Frontier has filed a waiver request with the FCC, the resolution of which could impact the company’s ability to participate in Phase 1 of the Rural Digital Opportunity Fund RDOF auction, scheduled to begin in October.
Frontier entered Chapter 11 bankruptcy in April. As the waiver petition explains, the company expects the bankruptcy court to confirm its proposed reorganization plan in August, enabling the company to emerge from bankruptcy “thereafter upon obtaining the necessary regulatory approvals.” That means the company might emerge from bankruptcy before the RDOF auction concludes. And therein lies a potential problem.
In that situation, the company’s organizational structure as of when its short-form application to participate in the RDOF auction was filed would differ from its organizational structure post-bankruptcy. But RDOF auction rules allow only minor changes to short-form applications – such as correcting typographical errors – after the initial short-form deadline.

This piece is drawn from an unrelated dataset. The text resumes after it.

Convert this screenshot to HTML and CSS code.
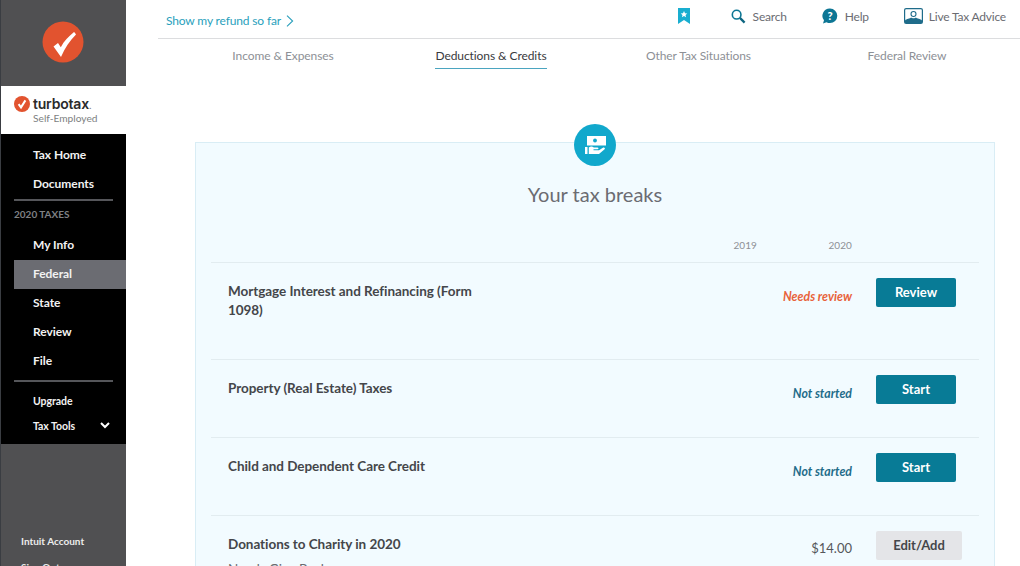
FILE: index.html
```html
<!DOCTYPE html>
<html lang="en">
<head>
  <meta charset="UTF-8" />
  <meta name="viewport" content="width=device-width, initial-scale=1.0"/>
  <title>TurboTax Self-Employed</title>
  <link rel="stylesheet" href="styles.css">
</head>
<body>

<div class="app">
  <aside class="sidebar">
    <div class="side-top">
      <svg class="badge-big" viewBox="0 0 42 42" width="42" height="42">
        <circle cx="21" cy="21" r="20.5" fill="#e2532f"/>
        <path d="M11.500 25.500l4.500-3.500 2.800 4.200C22 20 26.500 15.500 32 11c.8.500 1.300 1.200 2 2.500C27.500 20 23 27 19 36z" fill="#fff"/>
      </svg>
    </div>
    <div class="side-brand">
      <div class="brand-row">
        <svg viewBox="0 0 16 16" width="16" height="16">
          <circle cx="8" cy="8" r="8" fill="#e2532f"/>
          <path d="M4.600 8.200l2.400 3.200 4.400-7" fill="none" stroke="#fff" stroke-width="2"/>
        </svg>
        <span class="brand-name">turbotax<span class="brand-dot">.</span></span>
      </div>
      <div class="brand-sub">Self-Employed</div>
    </div>
    <nav class="side-nav">
      <a class="nav-item">Tax Home</a>
      <a class="nav-item">Documents</a>
      <div class="nav-sep"></div>
      <div class="nav-title">2020 TAXES</div>
      <a class="nav-item">My Info</a>
      <a class="nav-item active">Federal</a>
      <a class="nav-item">State</a>
      <a class="nav-item">Review</a>
      <a class="nav-item">File</a>
      <div class="nav-sep sep-low"></div>
      <a class="nav-item small">Upgrade</a>
      <a class="nav-item small tools">Tax Tools
        <svg viewBox="0 0 10 7" width="10" height="7"><path d="M1 1l4 4 4-4" fill="none" stroke="#fff" stroke-width="2"/></svg>
      </a>
    </nav>
    <div class="side-bottom">
      <a>Intuit Account</a>
      <a>Sign Out</a>
    </div>
  </aside>

  <main class="main">
    <header class="topbar">
      <a class="refund">Show my refund so far
        <svg viewBox="0 0 8 12" width="8" height="12"><path d="M1 .7L6.600 6 1 11.300" fill="none" stroke="#2a9fbc" stroke-width="1.100"/></svg>
      </a>
      <div class="tools-row">
        <svg class="bookmark" viewBox="0 0 12 16" width="12" height="16">
          <path d="M0 0h12v16L6 12 0 16z" fill="#19aed0"/>
          <path d="M6 3l1 2.200 2.300.2-1.800 1.500.6 2.300L6 7.900 3.900 9.200l.6-2.300L2.700 5.400 5 5.200z" fill="#fff"/>
        </svg>
        <a class="tool tool-search">
          <svg viewBox="0 0 16 16" width="15" height="15"><circle cx="6" cy="6" r="4.600" fill="none" stroke="#0d7694" stroke-width="1.700"/><path d="M9.500 9.500l5 5" stroke="#0d6580" stroke-width="2.400"/></svg>
          Search
        </a>
        <a class="tool tool-help">
          <svg viewBox="0 0 16 16" width="16" height="16"><path d="M8 .5a7.300 7.300 0 0 1 0 14.600c-1.300 0-2.500-.3-3.500-.9L1 15.500l1-3.200A7.300 7.300 0 0 1 8 .5z" fill="#0d7694"/><text x="8" y="12" text-anchor="middle" class="help-q">?</text></svg>
          Help
        </a>
        <a class="tool tool-live">
          <svg viewBox="0 0 19 16" width="19" height="16"><rect x=".6" y=".6" width="17.800" height="14.800" rx="1.500" fill="#fff" stroke="#1f6c8a" stroke-width="1.200"/><circle cx="9.500" cy="6" r="2.500" fill="none" stroke="#1f6c8a" stroke-width="1.100"/><path d="M1 15v-2.500c1.500-2 5-1.500 6-3 1 1 4 1 5 0 1 1.500 4.500 1 6 3V15z" fill="#1f6c8a"/></svg>
          Live Tax Advice
        </a>
      </div>
    </header>

    <div class="tabs">
      <a class="tab">Income &amp; Expenses</a>
      <a class="tab current">Deductions &amp; Credits</a>
      <a class="tab">Other Tax Situations</a>
      <a class="tab">Federal Review</a>
    </div>

    <section class="card">
      <div class="card-icon">
        <svg viewBox="0 0 21 18" width="21" height="18">
          <path d="M2 0h19v9.500H2z" fill="#fff"/>
          <circle cx="10" cy="4.500" r="1.900" fill="#11a8cc"/>
          <path d="M0 11h2.500v7H0zM3.800 11.500c1.800-1.200 3.500-1.200 5 0h3.700c1.300 0 1.300 1.800 0 1.800H8.500v1h5.500l4.300-2.800c1.300-.4 2.200.9 1.300 1.800L14 18H3.800z" fill="#fff"/>
        </svg>
      </div>
      <h1>Your tax breaks</h1>
      <div class="years">
        <span>2019</span>
        <span>2020</span>
      </div>

      <div class="row row-tall">
        <div class="row-name">Mortgage Interest and Refinancing (Form 1098)</div>
        <div class="row-status warn">Needs review</div>
        <div class="row-action"><button class="btn">Review</button></div>
      </div>
      <div class="row">
        <div class="row-name">Property (Real Estate) Taxes</div>
        <div class="row-status">Not started</div>
        <div class="row-action"><button class="btn">Start</button></div>
      </div>
      <div class="row">
        <div class="row-name">Child and Dependent Care Credit</div>
        <div class="row-status">Not started</div>
        <div class="row-action"><button class="btn">Start</button></div>
      </div>
      <div class="row">
        <div class="row-name">Donations to Charity in 2020
          <div class="row-note">Needs Give Back</div>
        </div>
        <div class="row-amount">$14.00</div>
        <div class="row-action"><button class="btn btn-grey">Edit/Add</button></div>
      </div>
    </section>
  </main>
</div>

</body>
</html>
```

FILE: styles.css
```css
html, body {
  margin: 0;
  padding: 0;
  height: 566px;
  overflow: hidden;
  background: #fff;
  font-family: 'Lato', 'Open Sans', sans-serif;
  color: #393a3d;
}
a {
  cursor: pointer;
}
.app {
  display: flex;
  height: 566px;
  overflow: hidden;
}

/* sidebar */
.sidebar {
  width: 125px;
  flex: none;
  display: flex;
  flex-direction: column;
  border-left: 1px solid #3a3d42;
  background: #505052;
  overflow: hidden;
}
.side-top {
  height: 86px;
  flex: none;
  display: flex;
  align-items: center;
  justify-content: center;
  padding: 0 2px 2px 0;
  box-sizing: border-box;
}
.side-brand {
  height: 48px;
  flex: none;
  background: #fff;
  box-sizing: border-box;
  padding: 9px 0 0 13px;
}
.brand-row {
  display: flex;
  align-items: center;
  gap: 3px;
  height: 17px;
}
.brand-name {
  font-family: 'Inter', sans-serif;
  font-size: 14px;
  font-weight: 600;
  letter-spacing: -0.2px;
  color: #2b2b2b;
}
.brand-dot {
  color: #888;
  font-size: 8px;
}
.brand-sub {
  margin: 0 0 0 19px;
  font-size: 10.2px;
  line-height: 12px;
  color: #7d7f82;
}
.side-nav {
  height: 310px;
  flex: none;
  background: #000;
  box-sizing: border-box;
  padding-top: 7px;
}
.nav-item {
  display: flex;
  align-items: center;
  height: 29px;
  box-sizing: border-box;
  margin-left: 13px;
  padding: 0 0 2px 19px;
  font-size: 12px;
  font-weight: 700;
  letter-spacing: -0.05px;
  color: #f2f2f2;
}
.nav-item.active {
  background: #6b6c72;
}
.nav-item.small {
  height: 25px;
  font-size: 10.5px;
}
.tools {
  justify-content: space-between;
  padding-right: 16px;
}
.nav-sep {
  height: 2px;
  margin: 0 13px;
  background: #55565a;
}
.sep-low {
  margin-top: 4px;
  margin-bottom: 7px;
}
.nav-title {
  margin: 7px 0 8px 13px;
  height: 15px;
  line-height: 13px;
  font-size: 10px;
  font-weight: 700;
  color: #7f8184;
}
.side-bottom {
  flex: 1;
  display: flex;
  flex-direction: column;
  gap: 14px;
  padding: 91px 0 0 20px;
  font-size: 10px;
  font-weight: 700;
  color: #ececec;
}

/* main area */
.main {
  flex: 1;
  min-width: 0;
}
.topbar {
  display: flex;
  align-items: center;
  justify-content: space-between;
  height: 38px;
  margin-left: 32px;
  padding: 0 14px 0 8px;
  border-bottom: 1px solid #dcdddf;
}
.refund {
  display: flex;
  align-items: center;
  gap: 5px;
  margin-top: 3px;
  font-size: 12px;
  color: #2a9fbc;
  letter-spacing: -0.15px;
}
.tools-row {
  display: flex;
  align-items: center;
  margin-bottom: 6px;
  font-size: 12px;
  color: #6b6c72;
}
.bookmark {
  margin-right: 41px;
}
.tool {
  display: flex;
  align-items: center;
  gap: 7px;
  letter-spacing: -0.2px;
}
.tool-live {
  gap: 6px;
}
.tool-search {
  margin-right: 35px;
}
.tool-help {
  margin-right: 35px;
}
.help-q {
  font-size: 11px;
  font-weight: 900;
  fill: #fff;
}
.tabs {
  display: grid;
  grid-template-columns: 206px 210px 205px 212px;
  justify-items: center;
  margin-left: 54px;
  height: 31px;
  font-size: 12px;
  letter-spacing: -0.08px;
  color: #8d9096;
}
.tab {
  height: 23px;
  line-height: 21px;
  margin-top: 6px;
}
.tab.current {
  color: #393a3d;
  border-bottom: 1px solid #4ba5c0;
}

.card {
  position: relative;
  margin: 72px 25px 0 69px;
  height: 500px;
  padding: 0 15px;
  background: #f2fbff;
  border: 1px solid #d9edf5;
  box-sizing: border-box;
}
.card-icon {
  position: absolute;
  top: -19px;
  left: 378px;
  width: 42px;
  height: 42px;
  border-radius: 50%;
  background: #11a8cc;
  display: flex;
  align-items: center;
  justify-content: center;
}
.card h1 {
  margin: 0;
  padding-top: 38px;
  height: 26px;
  line-height: 26px;
  text-align: center;
  font-size: 20px;
  font-weight: 400;
  color: #6b6c72;
}
.years {
  display: flex;
  justify-content: flex-end;
  padding: 32px 127px 0 0;
  height: 23px;
  font-size: 10px;
  letter-spacing: 0.1px;
  color: #8d9096;
}
.years span {
  width: 95px;
  text-align: right;
}
.row {
  display: flex;
  height: 77px;
  border-top: 1px solid #e2ecf0;
  padding: 0 23px 0 17px;
}
.row-tall {
  height: 96px;
}
.row-name {
  width: 270px;
  padding-top: 19px;
  font-size: 13.5px;
  line-height: 19px;
  font-weight: 700;
  letter-spacing: -0.05px;
  color: #44464a;
}
.row-note {
  margin-top: 6px;
  font-weight: 400;
  color: #6b6c72;
}
.row-status {
  margin-left: auto;
  padding-top: 26px;
  font-size: 12.3px;
  line-height: 16px;
  font-weight: 700;
  font-style: italic;
  color: #1f6c8a;
}
.row-status.warn {
  color: #e8623a;
}
.row-amount {
  margin-left: auto;
  padding-top: 23px;
  font-size: 13px;
  line-height: 18px;
  color: #55575b;
}
.row-action {
  width: 104px;
  flex: none;
  padding-top: 15px;
  padding-left: 24px;
  box-sizing: border-box;
}
.btn {
  width: 80px;
  height: 29px;
  padding: 0 0 2px;
  border: none;
  border-radius: 2px;
  background: #087b96;
  color: #fff;
  font-family: inherit;
  font-size: 13px;
  font-weight: 700;
}
.btn-grey {
  width: 86px;
  background: #e4e5e8;
  color: #44464a;
}
```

Accordingly, the Frontier RDOF waiver request seeks to allow the changes in organizational structure on the short-form application. The company said it is doing so “out of an abundance of caution.”
The filing notes that strict adherence to current rules “would compel Frontier to choose between 1) emerging from bankruptcy prior to the end of the auction, being disqualified from the auction and defaulting on its auction bids or 2) delaying its emergence from bankruptcy and postponing the benefits of the restructuring to the company and its customers.”
Frontier argues that neither of those choices would be in the public interest, but that it would be in the public interest for the FCC to grant the waiver request.
Frontier RDOF Waiver Request
The Phase 1 RDOF auction will award $16 billion in funding to network operators that commit to deploying broadband in rural areas where such service is not currently available. Funding will go to the company that commits to deploying service for the lowest level of support, with a weighting system favoring bids to provide higher-speed, lower-latency service.
Even if the FCC approves the Frontier RDOF waiver request, the company faces considerable challenges in participating in the auction, as the company is likely to be bidding against fixed wireless, satellite providers and rural electric cooperatives that won a lot of money in the previous Connect America Fund broadband funding auction. In a first for big cable, Charter also plans to participate in the RDOF auction, and its local service territory has 40% overlap with Frontier’s local service territory.
Frontier may be planning to bid to deploy fixed wireless service, which would likely enable the company to bid more competitively than if it were to bid to use fiber-based technology. The company plans to participate in the upcoming auction of spectrum in the CBRS band and would likely use any winnings for fixed wireless.